وَعَنْ اُمِ وَرَقَةَ رَضِىَ اللهُ عَنْهَا اَنَّ رَسُوْلَ اللهِ صَلَّى اللهُ عَلَيْهِ وَسَلَّمَ اَمَرَهَا أَنْ تَؤُمَّ اَهْلَ دَارِهَا

Artinya: “Dan dari Ummu Waroqoh ra, bahwa Nabi Muhammad SAW memerintahkan padanya untuk menjadi imam (sholat) bagi anggota keluarganya.”

Jadi masalahnya bukan prinsip imam sholat harus pria, tetapi prioritas saja. Bahkan hadits yang melarang wanita menjadi imam sholat bagi pria justru tidak shahih.
Menurut pendapat Al Muzani, Abu Tsur dan Ath Thobroni di dalam kitab Subulus Salam juz 2 halaman 29 dan 35 memperbolehkan wanita / istri menjadi imam bagi suami yang mu’alaf (baru memeluk Islam dan belum pandai sholat).
Pendapat tersebut antara lain berdasarkan pada kenyataan bahwa hadits riwayat Ibnu Majjad dari Jabir yang antara lain menyatakan:

وَلاَ تَؤُمَنَّ إِمْرَاةٌ رَجُلًا

Artinya: “Sungguh seorang wanita jangan menjadi imam bagi pria.”

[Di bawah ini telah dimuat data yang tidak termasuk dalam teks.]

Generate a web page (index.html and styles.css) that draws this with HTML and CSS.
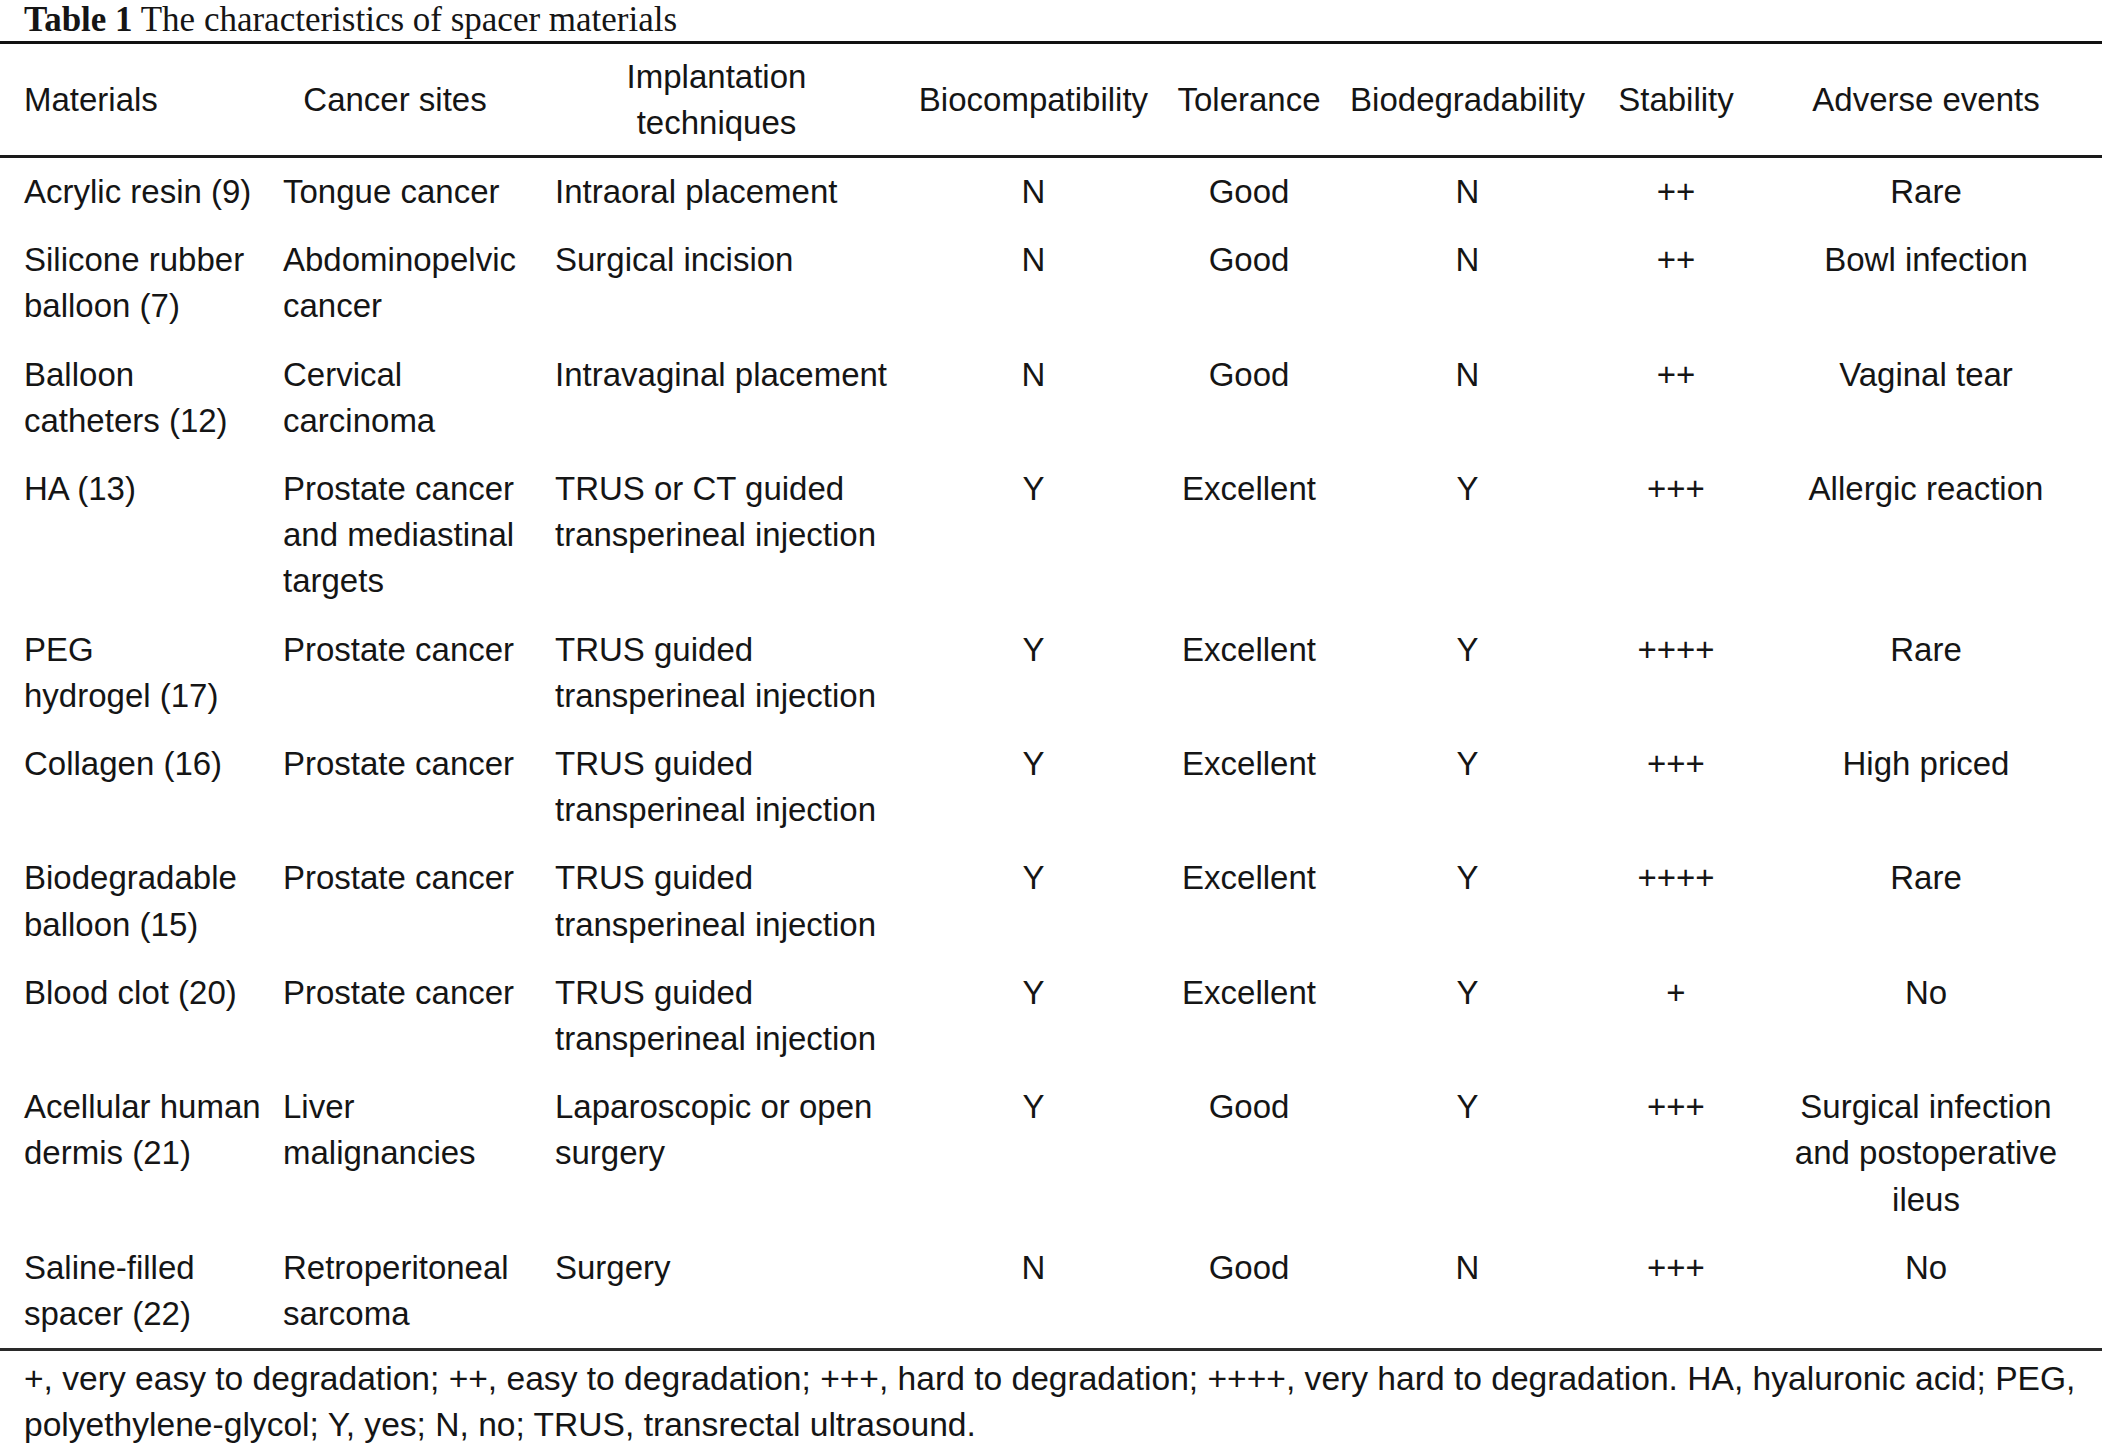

Memiliki sanad yang lemah seperti dinyatakan dalam kitab Subulus salam juz 2 halaman 28. Disamping itu, karena ada hadits perintah imamah pada Ummu Waroqoh tersebut di atas.
Namun demikian menurut riwayat Ad Daruquthni dinyatakan bahwa yang dimaksud dengan anggota keluarga Ummu Waroqoh adalah para wanitanya, sehingga Ibnu Rasyid menganggap Abu Tzur dan AthThobroni. Adalah pendapat yang syadz (langka).
Dengan demikian dapat diambil pengertian bahwa seorang wanita menjadi imam sholat bagi pria diperbolehkan terutama dalam keadaan terpaksa.